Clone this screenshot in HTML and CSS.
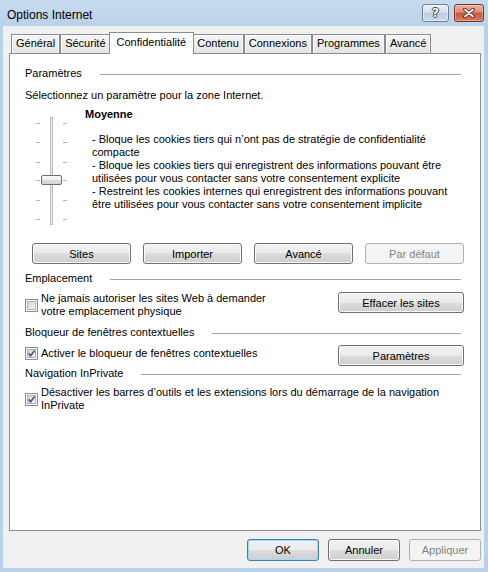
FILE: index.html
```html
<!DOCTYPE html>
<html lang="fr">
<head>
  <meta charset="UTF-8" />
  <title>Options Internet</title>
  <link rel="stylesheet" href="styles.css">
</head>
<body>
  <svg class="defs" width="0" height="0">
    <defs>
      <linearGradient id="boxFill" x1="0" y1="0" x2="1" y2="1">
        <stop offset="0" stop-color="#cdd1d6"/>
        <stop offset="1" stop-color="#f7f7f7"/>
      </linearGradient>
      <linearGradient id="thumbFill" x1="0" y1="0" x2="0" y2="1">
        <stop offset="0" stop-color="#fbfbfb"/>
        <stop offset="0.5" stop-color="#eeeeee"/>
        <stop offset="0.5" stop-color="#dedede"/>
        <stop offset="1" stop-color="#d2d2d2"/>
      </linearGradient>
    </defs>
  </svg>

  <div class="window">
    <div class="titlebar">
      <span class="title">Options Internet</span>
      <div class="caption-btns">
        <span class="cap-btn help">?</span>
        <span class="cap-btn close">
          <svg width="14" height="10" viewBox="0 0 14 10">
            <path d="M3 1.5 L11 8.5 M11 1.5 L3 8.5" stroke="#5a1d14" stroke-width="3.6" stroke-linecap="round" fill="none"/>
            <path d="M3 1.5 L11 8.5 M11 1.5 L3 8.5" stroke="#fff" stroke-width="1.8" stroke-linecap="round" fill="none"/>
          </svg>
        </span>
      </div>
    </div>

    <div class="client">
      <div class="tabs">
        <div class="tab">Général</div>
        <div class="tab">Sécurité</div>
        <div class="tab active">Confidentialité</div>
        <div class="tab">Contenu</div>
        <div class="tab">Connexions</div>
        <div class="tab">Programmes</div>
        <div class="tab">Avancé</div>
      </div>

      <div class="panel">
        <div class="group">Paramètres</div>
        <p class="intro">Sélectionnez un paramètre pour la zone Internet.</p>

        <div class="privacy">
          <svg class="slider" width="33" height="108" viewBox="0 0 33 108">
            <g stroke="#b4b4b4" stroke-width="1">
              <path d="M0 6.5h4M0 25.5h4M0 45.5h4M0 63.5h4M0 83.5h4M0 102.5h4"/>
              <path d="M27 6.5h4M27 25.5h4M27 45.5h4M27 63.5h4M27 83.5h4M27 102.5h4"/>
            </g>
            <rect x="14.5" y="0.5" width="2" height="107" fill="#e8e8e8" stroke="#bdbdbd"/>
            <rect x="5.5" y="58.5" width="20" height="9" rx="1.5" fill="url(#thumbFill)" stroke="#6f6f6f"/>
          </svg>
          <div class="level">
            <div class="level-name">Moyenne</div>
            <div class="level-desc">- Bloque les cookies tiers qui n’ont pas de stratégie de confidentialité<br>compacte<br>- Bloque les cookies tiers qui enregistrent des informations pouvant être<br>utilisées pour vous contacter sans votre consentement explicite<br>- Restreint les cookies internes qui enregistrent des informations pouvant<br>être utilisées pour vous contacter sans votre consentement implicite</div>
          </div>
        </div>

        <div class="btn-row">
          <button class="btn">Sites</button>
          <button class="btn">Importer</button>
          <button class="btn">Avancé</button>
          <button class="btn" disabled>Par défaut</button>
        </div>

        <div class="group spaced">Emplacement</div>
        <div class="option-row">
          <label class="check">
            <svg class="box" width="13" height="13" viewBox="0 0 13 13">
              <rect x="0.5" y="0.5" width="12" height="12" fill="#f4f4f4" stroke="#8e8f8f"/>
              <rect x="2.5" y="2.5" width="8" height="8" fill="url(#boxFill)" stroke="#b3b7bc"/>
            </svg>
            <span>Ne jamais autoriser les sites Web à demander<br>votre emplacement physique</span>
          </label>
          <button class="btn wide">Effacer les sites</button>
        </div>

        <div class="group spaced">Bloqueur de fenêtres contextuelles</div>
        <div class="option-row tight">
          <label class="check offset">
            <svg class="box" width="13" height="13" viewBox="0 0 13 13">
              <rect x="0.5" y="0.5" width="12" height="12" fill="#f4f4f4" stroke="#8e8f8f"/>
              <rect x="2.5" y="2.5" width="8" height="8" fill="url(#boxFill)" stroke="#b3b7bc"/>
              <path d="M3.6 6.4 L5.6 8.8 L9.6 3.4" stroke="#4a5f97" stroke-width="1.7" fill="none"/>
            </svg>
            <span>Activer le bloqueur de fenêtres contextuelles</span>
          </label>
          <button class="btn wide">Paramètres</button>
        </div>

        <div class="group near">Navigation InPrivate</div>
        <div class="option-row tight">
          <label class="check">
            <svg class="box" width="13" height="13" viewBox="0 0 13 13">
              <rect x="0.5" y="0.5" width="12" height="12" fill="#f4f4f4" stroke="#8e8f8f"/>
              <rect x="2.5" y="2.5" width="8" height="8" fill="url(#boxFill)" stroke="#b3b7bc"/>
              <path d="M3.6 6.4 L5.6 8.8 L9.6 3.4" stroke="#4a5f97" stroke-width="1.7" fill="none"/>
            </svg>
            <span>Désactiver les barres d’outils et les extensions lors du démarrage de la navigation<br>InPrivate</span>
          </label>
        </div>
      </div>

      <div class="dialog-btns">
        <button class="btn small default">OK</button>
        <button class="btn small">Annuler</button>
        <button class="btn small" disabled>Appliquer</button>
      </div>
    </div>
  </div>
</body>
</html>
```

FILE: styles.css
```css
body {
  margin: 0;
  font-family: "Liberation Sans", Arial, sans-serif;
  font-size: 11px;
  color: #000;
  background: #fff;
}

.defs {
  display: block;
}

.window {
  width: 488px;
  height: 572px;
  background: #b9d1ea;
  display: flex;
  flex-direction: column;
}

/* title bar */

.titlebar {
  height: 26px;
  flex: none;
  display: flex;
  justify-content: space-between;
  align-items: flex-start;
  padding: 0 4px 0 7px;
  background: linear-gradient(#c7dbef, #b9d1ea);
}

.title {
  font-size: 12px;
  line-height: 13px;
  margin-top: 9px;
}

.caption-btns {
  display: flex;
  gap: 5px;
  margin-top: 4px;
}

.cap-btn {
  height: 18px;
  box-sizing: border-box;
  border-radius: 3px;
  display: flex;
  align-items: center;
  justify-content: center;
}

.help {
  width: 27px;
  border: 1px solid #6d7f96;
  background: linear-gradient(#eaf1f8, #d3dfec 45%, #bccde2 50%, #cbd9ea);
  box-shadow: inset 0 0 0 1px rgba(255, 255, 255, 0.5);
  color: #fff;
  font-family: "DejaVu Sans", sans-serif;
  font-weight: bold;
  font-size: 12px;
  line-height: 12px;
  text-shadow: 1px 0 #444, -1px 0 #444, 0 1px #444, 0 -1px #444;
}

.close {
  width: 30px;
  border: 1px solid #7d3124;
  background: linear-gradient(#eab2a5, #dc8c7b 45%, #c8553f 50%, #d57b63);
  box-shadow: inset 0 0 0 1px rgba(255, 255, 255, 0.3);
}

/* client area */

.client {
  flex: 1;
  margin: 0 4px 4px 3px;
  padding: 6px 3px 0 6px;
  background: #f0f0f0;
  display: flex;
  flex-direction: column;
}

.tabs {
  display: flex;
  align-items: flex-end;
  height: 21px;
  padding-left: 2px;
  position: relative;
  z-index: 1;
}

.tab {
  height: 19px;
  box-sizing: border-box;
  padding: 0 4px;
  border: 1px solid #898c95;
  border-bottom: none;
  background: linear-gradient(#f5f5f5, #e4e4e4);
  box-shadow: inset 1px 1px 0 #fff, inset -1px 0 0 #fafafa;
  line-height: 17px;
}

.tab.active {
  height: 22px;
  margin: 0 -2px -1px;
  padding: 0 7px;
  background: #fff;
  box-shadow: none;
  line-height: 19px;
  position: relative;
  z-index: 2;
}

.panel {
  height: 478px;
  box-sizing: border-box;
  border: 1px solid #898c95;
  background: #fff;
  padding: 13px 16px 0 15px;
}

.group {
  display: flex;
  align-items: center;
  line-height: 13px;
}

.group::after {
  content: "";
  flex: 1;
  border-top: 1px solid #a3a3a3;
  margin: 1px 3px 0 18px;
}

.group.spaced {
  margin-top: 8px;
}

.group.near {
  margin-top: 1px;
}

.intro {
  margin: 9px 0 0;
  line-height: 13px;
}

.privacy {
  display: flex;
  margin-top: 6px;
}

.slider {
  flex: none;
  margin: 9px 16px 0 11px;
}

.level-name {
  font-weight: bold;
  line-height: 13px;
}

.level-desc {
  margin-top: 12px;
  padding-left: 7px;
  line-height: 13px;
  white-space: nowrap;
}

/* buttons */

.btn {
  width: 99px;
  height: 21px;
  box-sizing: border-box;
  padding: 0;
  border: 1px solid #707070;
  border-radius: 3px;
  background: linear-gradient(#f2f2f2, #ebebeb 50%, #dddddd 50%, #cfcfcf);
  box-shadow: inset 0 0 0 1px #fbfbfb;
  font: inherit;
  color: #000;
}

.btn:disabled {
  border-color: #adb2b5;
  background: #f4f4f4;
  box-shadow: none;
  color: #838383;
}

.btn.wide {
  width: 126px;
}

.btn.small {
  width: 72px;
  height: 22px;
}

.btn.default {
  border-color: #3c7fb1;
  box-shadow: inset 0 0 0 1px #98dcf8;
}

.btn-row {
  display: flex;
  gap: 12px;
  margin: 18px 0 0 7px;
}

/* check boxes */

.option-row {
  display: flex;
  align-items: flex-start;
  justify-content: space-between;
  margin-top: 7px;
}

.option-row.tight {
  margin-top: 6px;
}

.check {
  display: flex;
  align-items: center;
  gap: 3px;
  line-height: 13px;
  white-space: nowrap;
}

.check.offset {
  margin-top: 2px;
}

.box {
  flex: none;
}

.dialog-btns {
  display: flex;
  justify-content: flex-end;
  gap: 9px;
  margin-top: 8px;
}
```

..............................

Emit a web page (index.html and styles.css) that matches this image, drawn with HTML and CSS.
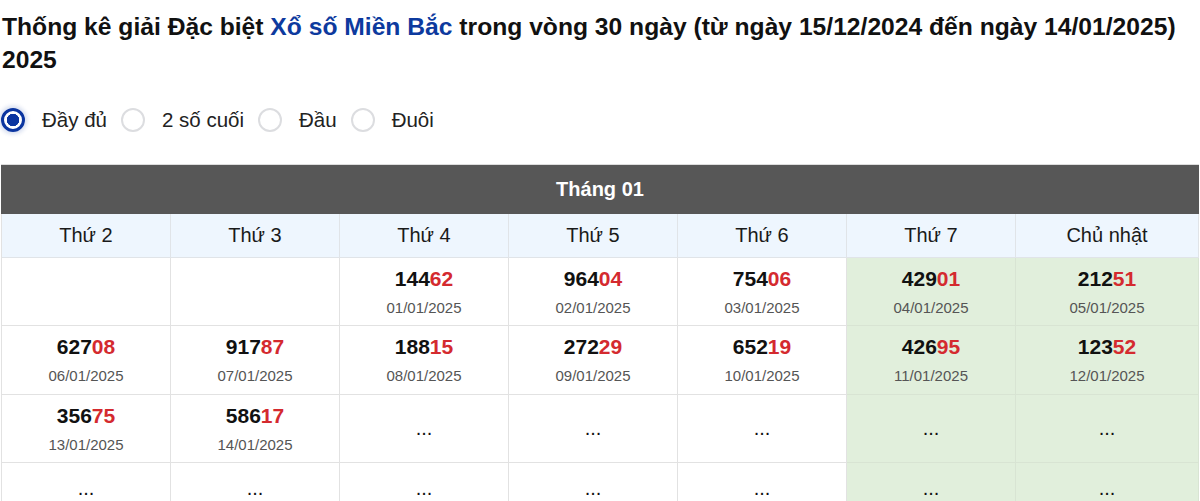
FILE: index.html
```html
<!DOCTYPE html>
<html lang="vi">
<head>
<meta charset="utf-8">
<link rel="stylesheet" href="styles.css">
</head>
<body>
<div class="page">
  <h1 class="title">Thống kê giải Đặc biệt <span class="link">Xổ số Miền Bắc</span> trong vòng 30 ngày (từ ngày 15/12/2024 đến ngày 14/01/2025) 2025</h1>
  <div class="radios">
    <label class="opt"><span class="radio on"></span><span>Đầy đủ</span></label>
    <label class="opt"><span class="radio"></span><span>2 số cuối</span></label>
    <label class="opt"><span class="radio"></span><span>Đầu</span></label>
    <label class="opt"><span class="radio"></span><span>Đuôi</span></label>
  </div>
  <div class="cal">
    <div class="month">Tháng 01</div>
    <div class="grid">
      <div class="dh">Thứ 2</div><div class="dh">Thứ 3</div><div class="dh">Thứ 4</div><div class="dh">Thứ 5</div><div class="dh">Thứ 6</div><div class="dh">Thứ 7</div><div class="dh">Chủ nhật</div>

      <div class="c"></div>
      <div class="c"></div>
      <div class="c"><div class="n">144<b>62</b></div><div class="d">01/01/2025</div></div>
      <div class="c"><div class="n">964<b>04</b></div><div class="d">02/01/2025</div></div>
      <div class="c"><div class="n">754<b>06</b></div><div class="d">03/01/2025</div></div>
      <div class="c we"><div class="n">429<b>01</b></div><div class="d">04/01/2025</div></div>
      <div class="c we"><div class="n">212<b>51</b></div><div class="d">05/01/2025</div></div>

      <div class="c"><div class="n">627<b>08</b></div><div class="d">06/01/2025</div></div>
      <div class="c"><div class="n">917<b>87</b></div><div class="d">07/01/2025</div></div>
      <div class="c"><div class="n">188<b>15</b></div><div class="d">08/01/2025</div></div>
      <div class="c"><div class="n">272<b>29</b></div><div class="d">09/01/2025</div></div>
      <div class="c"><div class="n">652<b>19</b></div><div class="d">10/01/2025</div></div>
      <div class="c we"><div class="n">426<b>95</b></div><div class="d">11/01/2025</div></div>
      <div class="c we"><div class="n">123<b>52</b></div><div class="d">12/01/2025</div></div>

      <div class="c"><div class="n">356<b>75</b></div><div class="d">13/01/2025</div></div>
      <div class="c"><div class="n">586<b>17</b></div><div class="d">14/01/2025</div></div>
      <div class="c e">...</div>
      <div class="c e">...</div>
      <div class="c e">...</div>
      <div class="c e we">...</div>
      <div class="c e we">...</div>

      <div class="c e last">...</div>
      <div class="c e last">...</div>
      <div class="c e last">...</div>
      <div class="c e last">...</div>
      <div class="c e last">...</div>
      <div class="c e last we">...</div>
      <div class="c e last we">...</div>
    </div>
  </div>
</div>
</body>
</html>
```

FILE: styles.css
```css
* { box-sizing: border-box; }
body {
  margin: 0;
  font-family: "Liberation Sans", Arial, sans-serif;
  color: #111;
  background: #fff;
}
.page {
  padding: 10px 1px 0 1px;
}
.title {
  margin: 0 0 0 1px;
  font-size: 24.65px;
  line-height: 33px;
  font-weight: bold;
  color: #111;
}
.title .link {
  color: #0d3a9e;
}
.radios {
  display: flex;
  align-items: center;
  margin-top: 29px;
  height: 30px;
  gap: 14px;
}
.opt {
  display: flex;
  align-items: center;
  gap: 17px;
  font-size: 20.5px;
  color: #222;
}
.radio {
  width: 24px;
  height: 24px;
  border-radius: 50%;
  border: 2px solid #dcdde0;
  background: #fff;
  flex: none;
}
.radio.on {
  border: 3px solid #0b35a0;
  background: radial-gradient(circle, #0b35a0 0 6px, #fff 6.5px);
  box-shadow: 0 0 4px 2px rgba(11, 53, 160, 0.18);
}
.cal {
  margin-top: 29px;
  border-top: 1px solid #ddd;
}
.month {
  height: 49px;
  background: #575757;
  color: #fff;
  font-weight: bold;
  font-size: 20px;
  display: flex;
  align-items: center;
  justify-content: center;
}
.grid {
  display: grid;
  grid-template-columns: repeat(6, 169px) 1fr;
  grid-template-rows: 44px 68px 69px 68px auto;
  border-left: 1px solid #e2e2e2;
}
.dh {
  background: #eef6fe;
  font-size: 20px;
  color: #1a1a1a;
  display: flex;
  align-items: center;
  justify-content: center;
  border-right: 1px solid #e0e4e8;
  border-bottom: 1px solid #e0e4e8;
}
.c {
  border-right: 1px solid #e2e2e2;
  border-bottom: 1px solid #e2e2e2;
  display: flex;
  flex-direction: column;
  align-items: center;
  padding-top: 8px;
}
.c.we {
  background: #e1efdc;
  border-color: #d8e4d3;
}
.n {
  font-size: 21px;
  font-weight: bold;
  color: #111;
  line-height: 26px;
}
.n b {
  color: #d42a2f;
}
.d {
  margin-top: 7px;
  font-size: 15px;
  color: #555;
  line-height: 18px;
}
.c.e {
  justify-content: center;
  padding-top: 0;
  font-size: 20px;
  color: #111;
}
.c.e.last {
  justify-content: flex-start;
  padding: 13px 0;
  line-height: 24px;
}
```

..............................

> Written problem
Report only how many lines in the entries contain "page".

> Expected answer
3